DHS Proposed Changes to the EB-5 Program

Released today is a letter from DHS Secretary Jeh Johnson dated April 27, 2015, to Senate Judiciary Committee Chairman Charles Grassley about the extension of the regional center EB-5 statute, which is set to expire September 30. He suggested a number of statutory changes, most notably:

• Increase the EB-5 minimum investment amount in TEAs and other areas. He says USCIS will do this administratively, but a statutory change would be beneficial. No amount is stated.

• Eliminate TEA gerrymandering and limit TEAs to a certain number of contiguous census tracts.

• Authorize USCIS to fine and temporarily suspend regional centers.

• Require all stakeholder communication with the case adjudicator and not senior USCIS leadership. (This is in response to the controversy around former USCIS Director Ali Mayorkas instructing staff to appropriately adjudicate certain Regional Center cases.
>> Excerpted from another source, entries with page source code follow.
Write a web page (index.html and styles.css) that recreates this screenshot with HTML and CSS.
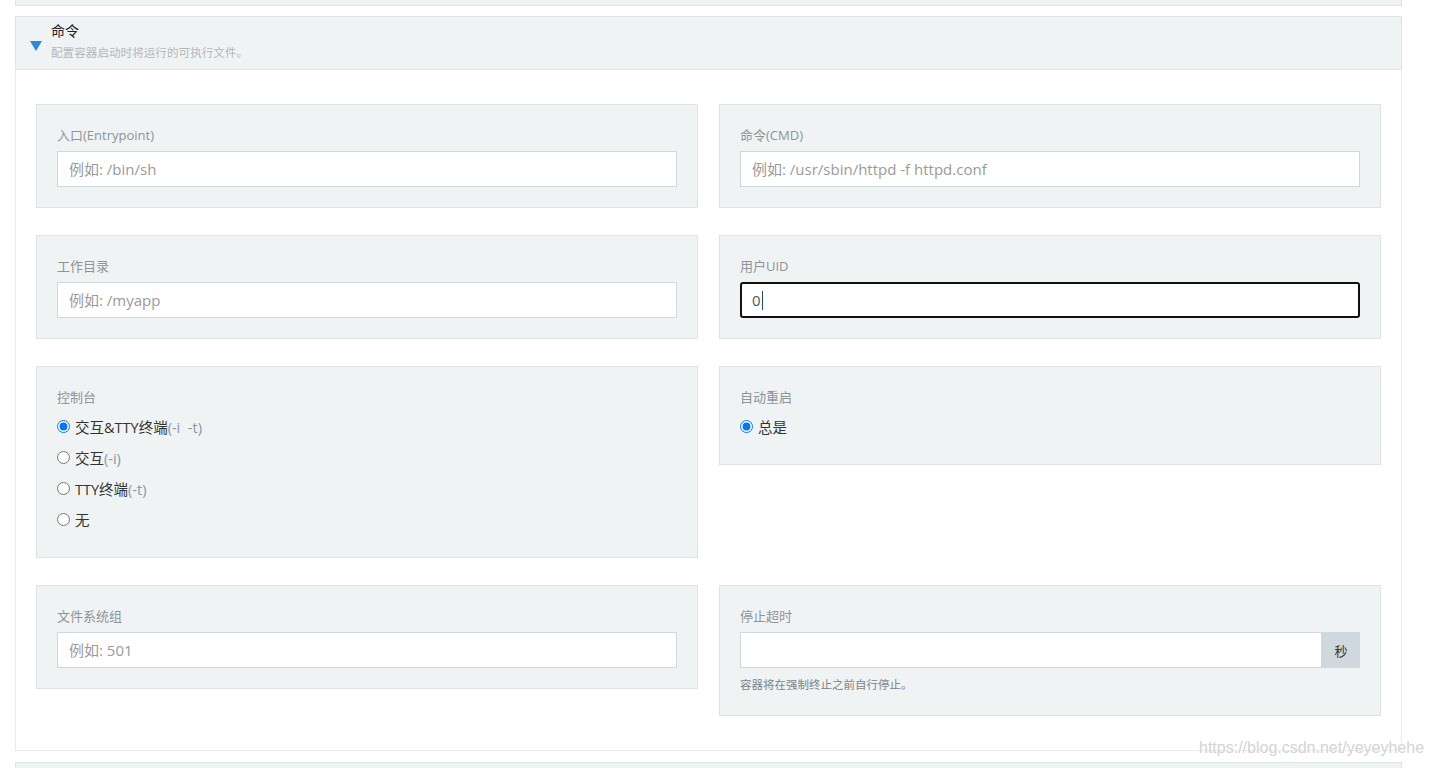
FILE: index.html
```html
<!DOCTYPE html>
<html lang="zh-CN">
<head>
<meta charset="utf-8">
<title>命令</title>
<link rel="stylesheet" href="styles.css">
</head>
<body>
<div class="page">
  <div class="prev-box"></div>

  <section class="accordion">
    <header class="acc-head">
      <svg class="caret" width="12" height="10" viewBox="0 0 12 10"><polygon points="0,0 12,0 6,10" fill="#2d8ad6"/></svg>
      <div class="acc-titles">
        <div class="acc-title">命令</div>
        <div class="acc-sub">配置容器启动时将运行的可执行文件。</div>
      </div>
    </header>

    <div class="acc-body">
      <div class="card">
        <label class="lbl">入口(Entrypoint)</label>
        <input class="inp" type="text" placeholder="例如: /bin/sh">
      </div>
      <div class="card">
        <label class="lbl">命令(CMD)</label>
        <input class="inp" type="text" placeholder="例如: /usr/sbin/httpd -f httpd.conf">
      </div>

      <div class="card">
        <label class="lbl">工作目录</label>
        <input class="inp" type="text" placeholder="例如: /myapp">
      </div>
      <div class="card">
        <label class="lbl">用户UID</label>
        <div class="inp inp-focus">0<span class="cursor"></span></div>
      </div>

      <div class="card card-radios">
        <label class="lbl">控制台</label>
        <label class="radio"><input type="radio" name="tty" checked><span>交互&amp;TTY终端<em>(-i&nbsp; -t)</em></span></label>
        <label class="radio"><input type="radio" name="tty"><span>交互<em>(-i)</em></span></label>
        <label class="radio"><input type="radio" name="tty"><span>TTY终端<em>(-t)</em></span></label>
        <label class="radio"><input type="radio" name="tty"><span>无</span></label>
      </div>
      <div class="card card-radios">
        <label class="lbl">自动重启</label>
        <label class="radio"><input type="radio" name="restart" checked><span>总是</span></label>
      </div>

      <div class="card">
        <label class="lbl">文件系统组</label>
        <input class="inp" type="text" placeholder="例如: 501">
      </div>
      <div class="card">
        <label class="lbl">停止超时</label>
        <div class="group">
          <input class="inp inp-grow" type="text">
          <span class="addon">秒</span>
        </div>
        <p class="help">容器将在强制终止之前自行停止。</p>
      </div>
    </div>
  </section>

  <div class="next-box"></div>
</div>
<div class="watermark">https://blog.csdn.net/yeyeyhehe</div>
</body>
</html>
```

FILE: styles.css
```css
* { box-sizing: border-box; }
html, body { margin: 0; padding: 0; background: #fff; }
body {
  font-family: "Open Sans", "Noto Sans CJK SC", sans-serif;
  color: #333;
  height: 768px;
  overflow: hidden;
  position: relative;
}
.page {
  padding-left: 15px;
  width: 1402px;
}
.prev-box {
  height: 6px;
  background: #f0f3f4;
  border: 1px solid #dde3e6;
  border-top: 0;
}
.accordion {
  margin-top: 10px;
}
.acc-head {
  display: flex;
  align-items: center;
  height: 54px;
  background: #eff3f4;
  border: 1px solid #dde3e6;
  padding-left: 14px;
}
.caret {
  margin-top: 6px;
  margin-right: 9px;
  flex: none;
}
.acc-titles {
  display: flex;
  flex-direction: column;
  margin-top: -4px;
}
.acc-title {
  font-size: 14px;
  line-height: 20px;
  color: #222;
}
.acc-sub {
  font-size: 11.6px;
  line-height: 16px;
  color: #b3b7ba;
  margin-top: 4px;
}
.acc-body {
  border: 1px solid #e9eced;
  border-top: 0;
  padding: 34px 20px 34px 20px;
  display: grid;
  grid-template-columns: 1fr 1fr;
  column-gap: 21px;
  row-gap: 27px;
  align-items: start;
}
.card {
  background: #f0f3f4;
  border: 1px solid #dde3e6;
  padding: 20px;
  display: flex;
  flex-direction: column;
}
.card-radios {
  padding-bottom: 22px;
}
.card-radios .lbl {
  margin-bottom: 4px;
}
.lbl {
  font-size: 13px;
  line-height: 20px;
  height: 20px;
  color: #8e9497;
  margin-bottom: 6px;
}
.inp {
  height: 36px;
  width: 100%;
  border: 1px solid #cfd8dc;
  background: #fff;
  font-family: "Open Sans", "Noto Sans CJK SC", sans-serif;
  font-size: 15px;
  color: #333;
  padding: 0 11px;
  outline: none;
  border-radius: 0;
}
.inp::placeholder { color: #9a9a9a; }
.inp-focus {
  border: 2px solid #111;
  border-radius: 3px;
  padding: 0 10px;
  display: flex;
  align-items: center;
  color: #555;
}
.cursor {
  display: inline-block;
  width: 1px;
  height: 19px;
  background: #1f4e79;
  margin-left: 1px;
}
.radio {
  display: flex;
  align-items: center;
  height: 31px;
  font-size: 14.5px;
  color: #333;
}
.radio input {
  margin: 0 5px 0 0;
  width: 13px;
  height: 13px;
}
.radio em {
  font-style: normal;
  color: #8a98a1;
}
.group {
  display: flex;
  height: 36px;
}
.inp-grow {
  flex: 1;
  min-width: 0;
}
.addon {
  width: 38px;
  flex: none;
  background: #cfd8dc;
  display: flex;
  align-items: center;
  justify-content: center;
  font-size: 13px;
  color: #333;
}
.help {
  margin: 7px 0 0 0;
  font-size: 11.5px;
  line-height: 20px;
  color: #7d8386;
}
.next-box {
  margin-top: 11px;
  height: 20px;
  background: #f0f3f4;
  border: 1px solid #dde3e6;
  border-bottom: 0;
}
.watermark {
  position: absolute;
  left: 1199px;
  top: 739px;
  font-family: "Liberation Sans", Arial, sans-serif;
  font-size: 16px;
  color: #d2d4d5;
  text-shadow: 0 0 1px #fff;
}
```
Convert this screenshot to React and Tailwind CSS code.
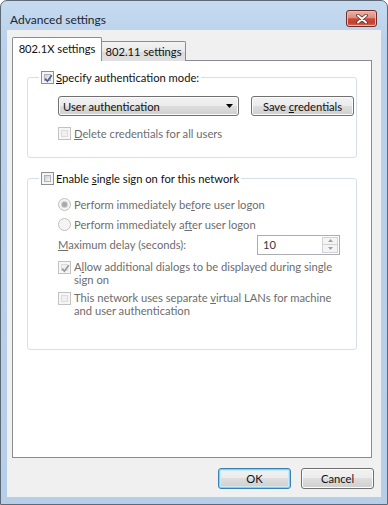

See yesterday’s New York Times story: 


USCIS held an EB-5 stakeholder call on April 22, 2015. USCIS announced important new policies regarding the lawful source of investors’ funds:

• Borrowed funds will only be considered up to the value of an investor’s collateral for the loan. Documentation of the value of the collateral will presumably be required. USCIS also seems to be applying rarely used rules that permit debt (a note) to be invested in the EB-5 project on investments of an asset (cash) derived from a loan. This new policy mirrors the regulations for investing debt. This raises a question of whether the new policy is illegal rule-making without proper notice and comment under The Administrative Procedure Act (APA). Many on the call objected to this new rule, but USCIS refused to discuss it.

• If the investor borrowed funds for a purpose other than an EB-5 investment, and the purpose is stated in the loan documents, (i.e. to remodel a house, or for construction materials for a particular project in China), and the borrowed funds are then used for an EB-5 investment, the funds will not be viewed as from a lawful source, but instead loan fraud. In the past, we have seen many such cases approved. We will be researching this matter.

I asked a question about what USCIS wants to see to verify a project is “shovel ready” for filing a pre-approved “exemplar” application. The answer I received was vague. USCIS is looking for evidence that the project can start soon. Division Chief John Lyons said for construction projects he looks for permits to be in place, contracts to build the project, and all financial documents in place, i.e. bank loans, commitment letters, etc.

USCIS reiterated that bridge financing can start a project and the jobs created by the bridge financing can count toward the 10 jobs per investor. However, USCIS also said short-term financing is usually “1 year or less,” but given the circumstances of the case, short-term financing could be longer. Often short-term construction financing loans are longer than one year and I believe this comment was not really responsive of USCIS policy.